Co powie Ania? (odcinek późnowrześniowy)



Jesteśmy w bibliotece. Ania tradycyjnie najpierw gotuje w kąciku zabaw kawkę, zanosi ją paniom bibliotekarkom, potem trochę rysuje, wybiera do domu garść ulotek informacyjnych, po czym idziemy razem do regałów po książkę. Tym razem Ania ambitnie wybrała półki z książkami dla starszych dzieci, zgarnęła „Na zwyrtałową nutę” z serii Legendy Polskie i powiedziała: „kasi”. Nie od razu zatrybiłam, dopiero po chwili z rozbawieniem i radością, że udało mi się zrozumieć dziecko, krzyknęłam: Ach, do kasy. I poszłyśmy wypożyczyć książeczkęJ. Tadam!

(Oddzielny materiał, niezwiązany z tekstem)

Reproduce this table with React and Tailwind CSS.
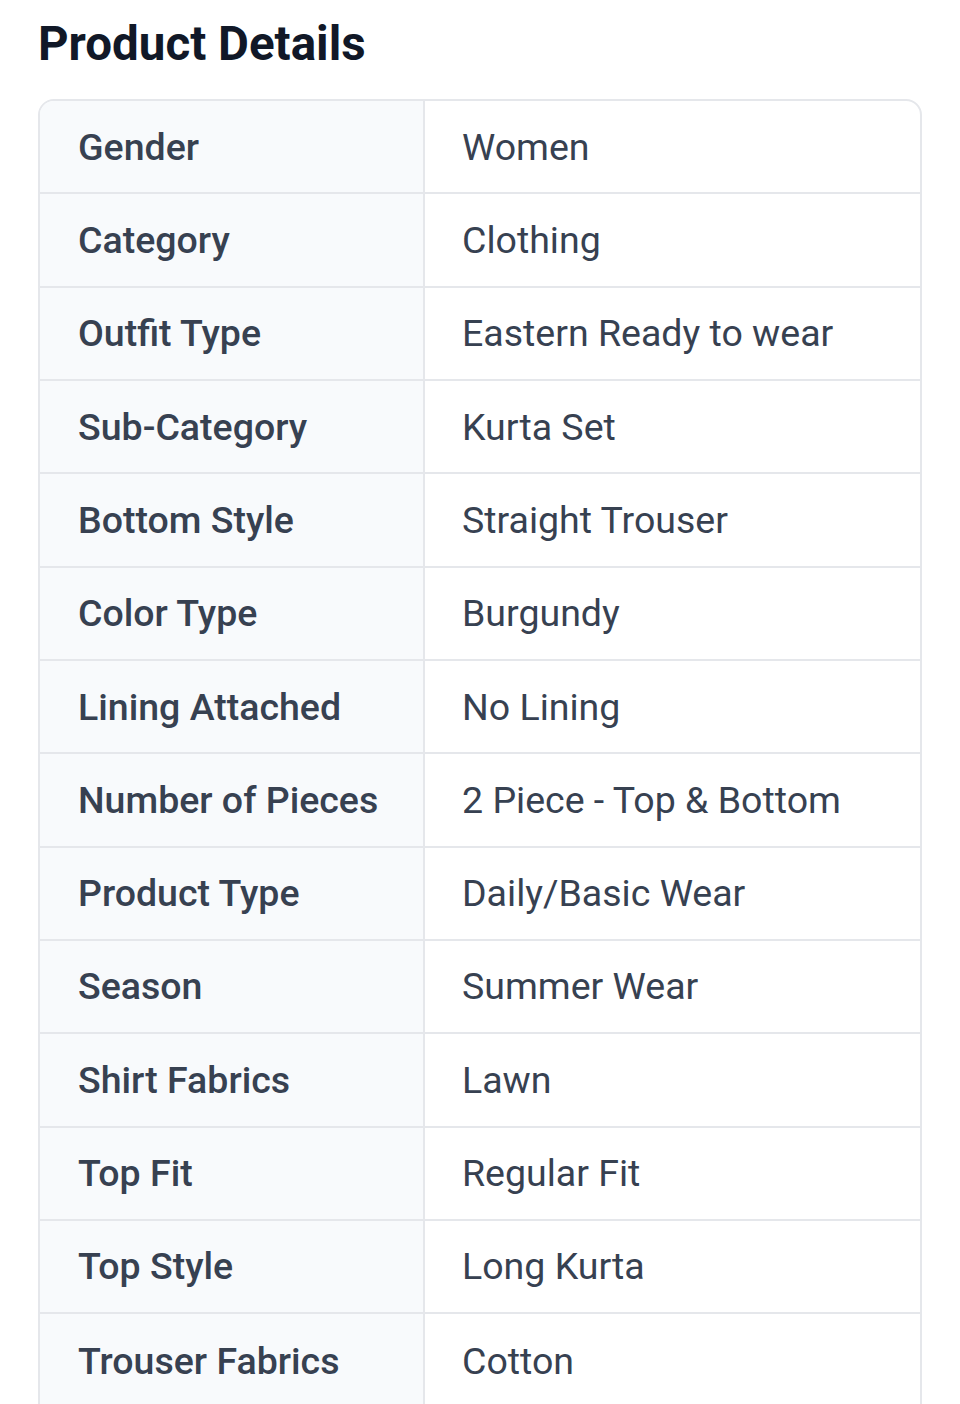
import React from "react";

const DETAILS = [
  { label: "Gender", value: "Women" },
  { label: "Category", value: "Clothing" },
  { label: "Outfit Type", value: "Eastern Ready to wear" },
  { label: "Sub-Category", value: "Kurta Set" },
  { label: "Bottom Style", value: "Straight Trouser" },
  { label: "Color Type", value: "Burgundy" },
  { label: "Lining Attached", value: "No Lining" },
  { label: "Number of Pieces", value: "2 Piece - Top & Bottom" },
  { label: "Product Type", value: "Daily/Basic Wear" },
  { label: "Season", value: "Summer Wear" },
  { label: "Shirt Fabrics", value: "Lawn" },
  { label: "Top Fit", value: "Regular Fit" },
  { label: "Top Style", value: "Long Kurta" },
  { label: "Trouser Fabrics", value: "Cotton" },
];

const App = () => {
  return (
    <div className="w-full bg-white px-[38px] pt-[16px] pb-10 font-['Roboto',sans-serif]">
      <h2 className="text-[47.5px] leading-[56px] font-bold text-[#111827]">
        Product Details
      </h2>

      <div className="mt-[27px] border-2 border-[#e5e7eb] rounded-t-[16px] overflow-hidden">
        {DETAILS.map((row) => (
          <div
            key={row.label}
            className="flex h-[93.33px] border-b-2 border-[#e5e7eb] last:border-b-0"
          >
            <div className="w-[385px] shrink-0 flex items-center pl-[38px] bg-[#f8fafc] border-r-2 border-[#e5e7eb]">
              <span className="text-[37.5px] font-medium text-[#374151]">
                {row.label}
              </span>
            </div>
            <div className="flex-1 flex items-center pl-[37px]">
              <span className="text-[37.5px] text-[#374151]">{row.value}</span>
            </div>
          </div>
        ))}
      </div>
    </div>
  );
};

export default App;
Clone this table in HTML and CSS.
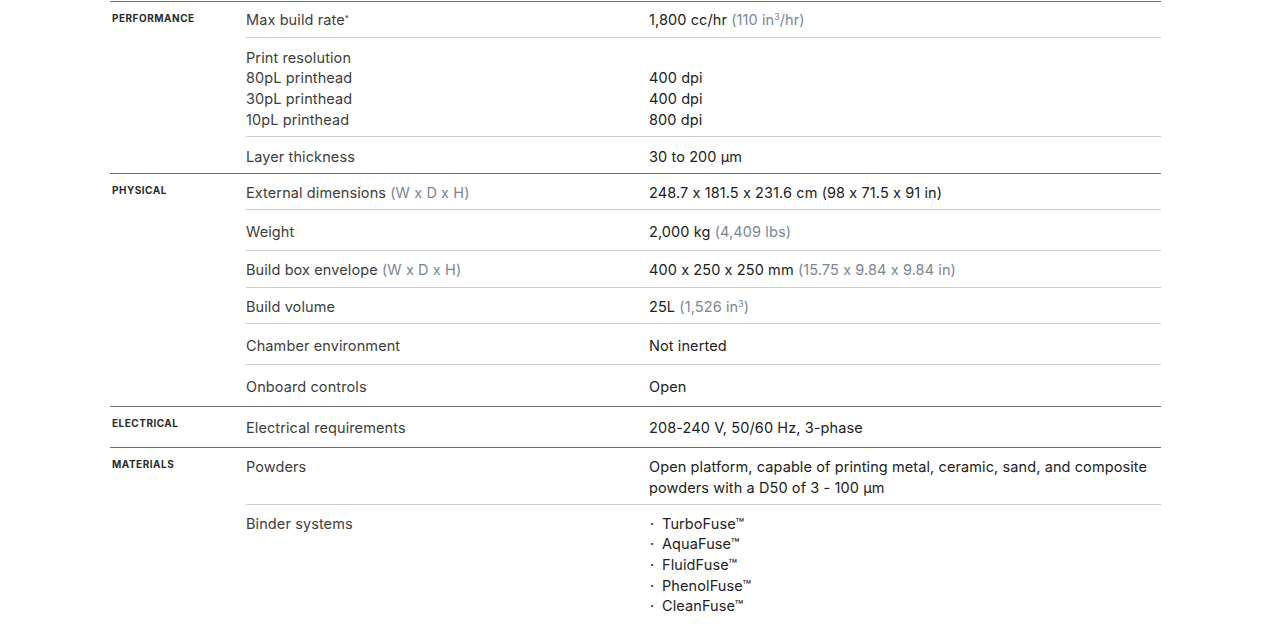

Bonus: W środę Ania znów wyżywa się artystycznie. Robi kompozycję na papierze: ciastolina, kredka, naklejka. Proces twórczy przebiega bardzo szybko, co rusz potrzebna jest kolejna kartka. Nagle słyszę: „jesce kar -te -cka prose”. Macie pojęcie jakie to niesamowite uczucie usłyszeć z ust Ani tak długą wypowiedź słowną jednym ciągiem, po raz pierwszy, najdłuższe zdanie Ani ever!